PROVIDED DATA:
════════════════════

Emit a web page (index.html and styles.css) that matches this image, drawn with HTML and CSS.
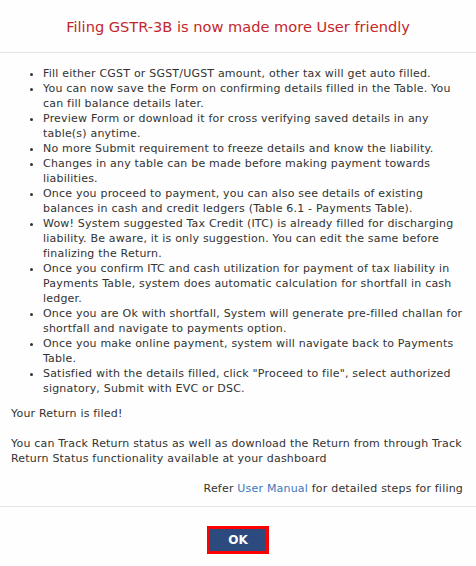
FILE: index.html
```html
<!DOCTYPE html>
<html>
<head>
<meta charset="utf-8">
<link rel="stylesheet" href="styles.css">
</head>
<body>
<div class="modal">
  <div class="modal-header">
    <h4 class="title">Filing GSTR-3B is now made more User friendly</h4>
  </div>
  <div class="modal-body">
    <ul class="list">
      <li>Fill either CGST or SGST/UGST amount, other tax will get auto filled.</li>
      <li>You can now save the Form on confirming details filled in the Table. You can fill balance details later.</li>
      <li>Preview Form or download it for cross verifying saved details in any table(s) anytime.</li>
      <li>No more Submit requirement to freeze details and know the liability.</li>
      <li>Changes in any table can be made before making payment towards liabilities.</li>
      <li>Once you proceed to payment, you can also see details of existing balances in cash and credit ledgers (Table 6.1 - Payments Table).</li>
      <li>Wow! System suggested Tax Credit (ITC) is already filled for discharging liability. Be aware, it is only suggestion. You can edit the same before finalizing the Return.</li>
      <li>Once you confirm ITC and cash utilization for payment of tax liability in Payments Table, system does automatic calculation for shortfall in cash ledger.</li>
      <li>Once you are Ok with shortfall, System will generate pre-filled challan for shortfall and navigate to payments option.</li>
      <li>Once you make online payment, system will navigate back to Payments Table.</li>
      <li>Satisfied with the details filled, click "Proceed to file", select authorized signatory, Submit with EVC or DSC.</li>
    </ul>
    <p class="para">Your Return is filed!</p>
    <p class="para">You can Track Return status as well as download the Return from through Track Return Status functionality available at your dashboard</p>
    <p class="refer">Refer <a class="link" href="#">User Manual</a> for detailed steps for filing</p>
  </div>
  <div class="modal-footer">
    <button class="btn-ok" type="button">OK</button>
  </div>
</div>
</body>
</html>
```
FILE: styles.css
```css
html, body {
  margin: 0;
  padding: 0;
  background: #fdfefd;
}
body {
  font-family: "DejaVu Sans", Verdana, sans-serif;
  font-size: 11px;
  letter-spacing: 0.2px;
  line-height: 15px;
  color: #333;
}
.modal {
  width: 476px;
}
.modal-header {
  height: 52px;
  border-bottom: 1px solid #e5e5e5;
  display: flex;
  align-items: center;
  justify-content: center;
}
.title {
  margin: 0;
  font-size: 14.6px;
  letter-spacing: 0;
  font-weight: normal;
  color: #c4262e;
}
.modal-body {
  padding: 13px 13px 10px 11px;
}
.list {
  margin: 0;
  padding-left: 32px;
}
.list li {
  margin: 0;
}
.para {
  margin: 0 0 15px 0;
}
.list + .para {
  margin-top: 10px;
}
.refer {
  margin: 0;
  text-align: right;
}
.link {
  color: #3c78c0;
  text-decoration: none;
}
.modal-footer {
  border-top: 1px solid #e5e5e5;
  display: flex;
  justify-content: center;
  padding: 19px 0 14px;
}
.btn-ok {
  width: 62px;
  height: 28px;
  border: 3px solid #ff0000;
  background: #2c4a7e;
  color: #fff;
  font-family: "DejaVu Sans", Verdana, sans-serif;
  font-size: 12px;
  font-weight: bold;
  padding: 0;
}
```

════════════════════

WHAT NEEDS TO BE DONE: Drop the images and repeat the data exactly.

SOLUTION TO THE PROBLEM:
Emit a web page (index.html and styles.css) that matches this image, drawn with HTML and CSS.
FILE: index.html
```html
<!DOCTYPE html>
<html>
<head>
<meta charset="utf-8">
<link rel="stylesheet" href="styles.css">
</head>
<body>
<div class="modal">
  <div class="modal-header">
    <h4 class="title">Filing GSTR-3B is now made more User friendly</h4>
  </div>
  <div class="modal-body">
    <ul class="list">
      <li>Fill either CGST or SGST/UGST amount, other tax will get auto filled.</li>
      <li>You can now save the Form on confirming details filled in the Table. You can fill balance details later.</li>
      <li>Preview Form or download it for cross verifying saved details in any table(s) anytime.</li>
      <li>No more Submit requirement to freeze details and know the liability.</li>
      <li>Changes in any table can be made before making payment towards liabilities.</li>
      <li>Once you proceed to payment, you can also see details of existing balances in cash and credit ledgers (Table 6.1 - Payments Table).</li>
      <li>Wow! System suggested Tax Credit (ITC) is already filled for discharging liability. Be aware, it is only suggestion. You can edit the same before finalizing the Return.</li>
      <li>Once you confirm ITC and cash utilization for payment of tax liability in Payments Table, system does automatic calculation for shortfall in cash ledger.</li>
      <li>Once you are Ok with shortfall, System will generate pre-filled challan for shortfall and navigate to payments option.</li>
      <li>Once you make online payment, system will navigate back to Payments Table.</li>
      <li>Satisfied with the details filled, click "Proceed to file", select authorized signatory, Submit with EVC or DSC.</li>
    </ul>
    <p class="para">Your Return is filed!</p>
    <p class="para">You can Track Return status as well as download the Return from through Track Return Status functionality available at your dashboard</p>
    <p class="refer">Refer <a class="link" href="#">User Manual</a> for detailed steps for filing</p>
  </div>
  <div class="modal-footer">
    <button class="btn-ok" type="button">OK</button>
  </div>
</div>
</body>
</html>
```
FILE: styles.css
```css
html, body {
  margin: 0;
  padding: 0;
  background: #fdfefd;
}
body {
  font-family: "DejaVu Sans", Verdana, sans-serif;
  font-size: 11px;
  letter-spacing: 0.2px;
  line-height: 15px;
  color: #333;
}
.modal {
  width: 476px;
}
.modal-header {
  height: 52px;
  border-bottom: 1px solid #e5e5e5;
  display: flex;
  align-items: center;
  justify-content: center;
}
.title {
  margin: 0;
  font-size: 14.6px;
  letter-spacing: 0;
  font-weight: normal;
  color: #c4262e;
}
.modal-body {
  padding: 13px 13px 10px 11px;
}
.list {
  margin: 0;
  padding-left: 32px;
}
.list li {
  margin: 0;
}
.para {
  margin: 0 0 15px 0;
}
.list + .para {
  margin-top: 10px;
}
.refer {
  margin: 0;
  text-align: right;
}
.link {
  color: #3c78c0;
  text-decoration: none;
}
.modal-footer {
  border-top: 1px solid #e5e5e5;
  display: flex;
  justify-content: center;
  padding: 19px 0 14px;
}
.btn-ok {
  width: 62px;
  height: 28px;
  border: 3px solid #ff0000;
  background: #2c4a7e;
  color: #fff;
  font-family: "DejaVu Sans", Verdana, sans-serif;
  font-size: 12px;
  font-weight: bold;
  padding: 0;
}
```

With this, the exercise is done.